Exercise brief: Quote only the lines from the top of the listing below down to and including the line with "<TitleBar>Activity</TitleBar>".
— start Extracted information —
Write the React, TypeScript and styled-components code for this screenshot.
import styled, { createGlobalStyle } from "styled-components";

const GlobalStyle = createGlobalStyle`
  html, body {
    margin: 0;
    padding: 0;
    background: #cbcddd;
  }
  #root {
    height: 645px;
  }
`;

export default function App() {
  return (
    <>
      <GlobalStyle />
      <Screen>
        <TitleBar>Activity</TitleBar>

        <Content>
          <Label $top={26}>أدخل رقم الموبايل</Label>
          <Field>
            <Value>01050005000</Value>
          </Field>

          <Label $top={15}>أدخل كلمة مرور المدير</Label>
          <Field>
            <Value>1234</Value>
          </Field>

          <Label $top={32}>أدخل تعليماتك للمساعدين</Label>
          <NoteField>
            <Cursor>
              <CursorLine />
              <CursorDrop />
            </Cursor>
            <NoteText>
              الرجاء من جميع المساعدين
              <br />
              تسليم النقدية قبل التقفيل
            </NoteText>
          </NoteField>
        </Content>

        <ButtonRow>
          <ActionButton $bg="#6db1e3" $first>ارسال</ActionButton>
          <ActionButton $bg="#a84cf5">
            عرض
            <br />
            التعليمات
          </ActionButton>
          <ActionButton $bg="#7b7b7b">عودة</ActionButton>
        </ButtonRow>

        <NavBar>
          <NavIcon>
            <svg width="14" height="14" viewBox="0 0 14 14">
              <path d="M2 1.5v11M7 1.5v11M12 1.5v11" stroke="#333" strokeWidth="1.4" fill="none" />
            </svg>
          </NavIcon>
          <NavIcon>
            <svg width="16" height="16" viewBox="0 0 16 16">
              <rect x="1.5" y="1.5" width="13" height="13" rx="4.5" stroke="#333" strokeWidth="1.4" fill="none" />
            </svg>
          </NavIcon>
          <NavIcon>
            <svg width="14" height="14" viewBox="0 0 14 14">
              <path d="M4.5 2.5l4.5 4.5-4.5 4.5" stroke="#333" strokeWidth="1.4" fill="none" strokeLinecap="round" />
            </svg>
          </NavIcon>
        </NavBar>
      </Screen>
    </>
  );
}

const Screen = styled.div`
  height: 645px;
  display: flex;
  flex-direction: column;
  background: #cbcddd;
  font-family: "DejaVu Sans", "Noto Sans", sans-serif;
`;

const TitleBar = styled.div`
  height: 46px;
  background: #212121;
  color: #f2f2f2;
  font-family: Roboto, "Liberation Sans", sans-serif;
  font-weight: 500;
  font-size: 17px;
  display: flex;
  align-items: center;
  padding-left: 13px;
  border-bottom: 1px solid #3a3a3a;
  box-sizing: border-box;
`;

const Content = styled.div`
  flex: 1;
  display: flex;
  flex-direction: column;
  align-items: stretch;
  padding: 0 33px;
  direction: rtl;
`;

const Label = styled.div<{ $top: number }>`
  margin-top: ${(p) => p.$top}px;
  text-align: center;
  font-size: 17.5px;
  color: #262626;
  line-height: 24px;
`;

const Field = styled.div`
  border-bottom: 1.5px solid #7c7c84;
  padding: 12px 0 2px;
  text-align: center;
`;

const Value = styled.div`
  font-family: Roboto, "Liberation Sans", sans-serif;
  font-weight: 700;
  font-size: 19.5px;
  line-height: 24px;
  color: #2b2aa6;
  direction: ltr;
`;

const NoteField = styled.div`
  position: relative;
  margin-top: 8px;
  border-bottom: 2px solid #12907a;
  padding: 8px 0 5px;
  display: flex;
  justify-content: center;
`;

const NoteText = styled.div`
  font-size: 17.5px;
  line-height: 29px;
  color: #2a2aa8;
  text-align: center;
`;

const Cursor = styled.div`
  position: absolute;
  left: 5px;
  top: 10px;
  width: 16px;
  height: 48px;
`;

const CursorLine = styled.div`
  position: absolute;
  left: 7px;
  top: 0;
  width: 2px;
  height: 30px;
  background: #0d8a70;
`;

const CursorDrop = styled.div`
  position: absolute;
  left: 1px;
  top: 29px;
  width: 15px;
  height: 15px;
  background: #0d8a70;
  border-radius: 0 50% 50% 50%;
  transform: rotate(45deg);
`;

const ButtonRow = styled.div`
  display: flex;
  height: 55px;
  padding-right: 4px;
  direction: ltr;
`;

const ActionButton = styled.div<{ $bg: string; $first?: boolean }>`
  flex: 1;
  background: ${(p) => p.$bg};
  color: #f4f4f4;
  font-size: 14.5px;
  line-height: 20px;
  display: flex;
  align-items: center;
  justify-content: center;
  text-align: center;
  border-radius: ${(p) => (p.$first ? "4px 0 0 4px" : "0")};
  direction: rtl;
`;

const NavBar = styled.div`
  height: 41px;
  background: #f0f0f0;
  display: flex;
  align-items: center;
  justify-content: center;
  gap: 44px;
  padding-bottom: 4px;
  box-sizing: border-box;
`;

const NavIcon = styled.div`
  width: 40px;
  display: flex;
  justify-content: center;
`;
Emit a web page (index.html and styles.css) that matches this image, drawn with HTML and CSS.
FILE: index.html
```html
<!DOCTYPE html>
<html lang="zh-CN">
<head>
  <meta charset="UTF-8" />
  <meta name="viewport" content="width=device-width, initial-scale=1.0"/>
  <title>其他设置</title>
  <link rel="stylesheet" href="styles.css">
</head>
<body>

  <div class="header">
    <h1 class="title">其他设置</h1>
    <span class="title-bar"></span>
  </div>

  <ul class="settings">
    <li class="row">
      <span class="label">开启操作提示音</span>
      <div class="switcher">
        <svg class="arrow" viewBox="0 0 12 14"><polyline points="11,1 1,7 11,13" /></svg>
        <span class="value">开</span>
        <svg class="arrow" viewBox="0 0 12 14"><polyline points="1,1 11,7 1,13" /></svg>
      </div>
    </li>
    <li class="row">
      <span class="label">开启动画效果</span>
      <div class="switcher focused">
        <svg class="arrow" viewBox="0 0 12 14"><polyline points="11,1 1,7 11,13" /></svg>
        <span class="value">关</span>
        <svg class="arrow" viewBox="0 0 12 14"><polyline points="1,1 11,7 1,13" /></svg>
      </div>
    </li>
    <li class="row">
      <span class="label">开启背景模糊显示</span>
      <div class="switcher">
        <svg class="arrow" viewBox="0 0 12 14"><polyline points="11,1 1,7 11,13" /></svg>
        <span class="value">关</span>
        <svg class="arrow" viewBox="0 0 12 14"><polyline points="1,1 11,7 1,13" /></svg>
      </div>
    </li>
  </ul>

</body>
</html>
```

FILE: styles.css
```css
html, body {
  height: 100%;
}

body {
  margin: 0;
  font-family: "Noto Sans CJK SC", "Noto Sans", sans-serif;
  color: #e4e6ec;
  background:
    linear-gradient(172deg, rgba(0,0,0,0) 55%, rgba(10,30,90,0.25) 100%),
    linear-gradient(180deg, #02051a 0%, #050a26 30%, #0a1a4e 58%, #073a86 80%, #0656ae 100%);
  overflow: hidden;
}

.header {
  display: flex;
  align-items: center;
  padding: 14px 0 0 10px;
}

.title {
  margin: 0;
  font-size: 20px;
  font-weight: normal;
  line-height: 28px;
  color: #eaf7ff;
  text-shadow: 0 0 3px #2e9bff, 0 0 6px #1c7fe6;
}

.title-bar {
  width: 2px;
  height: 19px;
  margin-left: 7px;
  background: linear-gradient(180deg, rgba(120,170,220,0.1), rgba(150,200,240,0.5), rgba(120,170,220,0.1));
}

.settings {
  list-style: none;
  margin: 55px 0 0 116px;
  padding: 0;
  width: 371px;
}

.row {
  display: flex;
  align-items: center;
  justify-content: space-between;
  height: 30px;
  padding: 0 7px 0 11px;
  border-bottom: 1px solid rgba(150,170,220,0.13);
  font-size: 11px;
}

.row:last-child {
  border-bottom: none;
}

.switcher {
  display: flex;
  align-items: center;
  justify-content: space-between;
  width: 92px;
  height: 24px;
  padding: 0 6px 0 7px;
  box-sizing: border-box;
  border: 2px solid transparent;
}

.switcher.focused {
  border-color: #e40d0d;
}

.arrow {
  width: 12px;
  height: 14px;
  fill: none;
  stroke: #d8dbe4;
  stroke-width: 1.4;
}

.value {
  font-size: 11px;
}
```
— end Extracted information —
Expected answer:
Write the React, TypeScript and styled-components code for this screenshot.
import styled, { createGlobalStyle } from "styled-components";

const GlobalStyle = createGlobalStyle`
  html, body {
    margin: 0;
    padding: 0;
    background: #cbcddd;
  }
  #root {
    height: 645px;
  }
`;

export default function App() {
  return (
    <>
      <GlobalStyle />
      <Screen>
        <TitleBar>Activity</TitleBar>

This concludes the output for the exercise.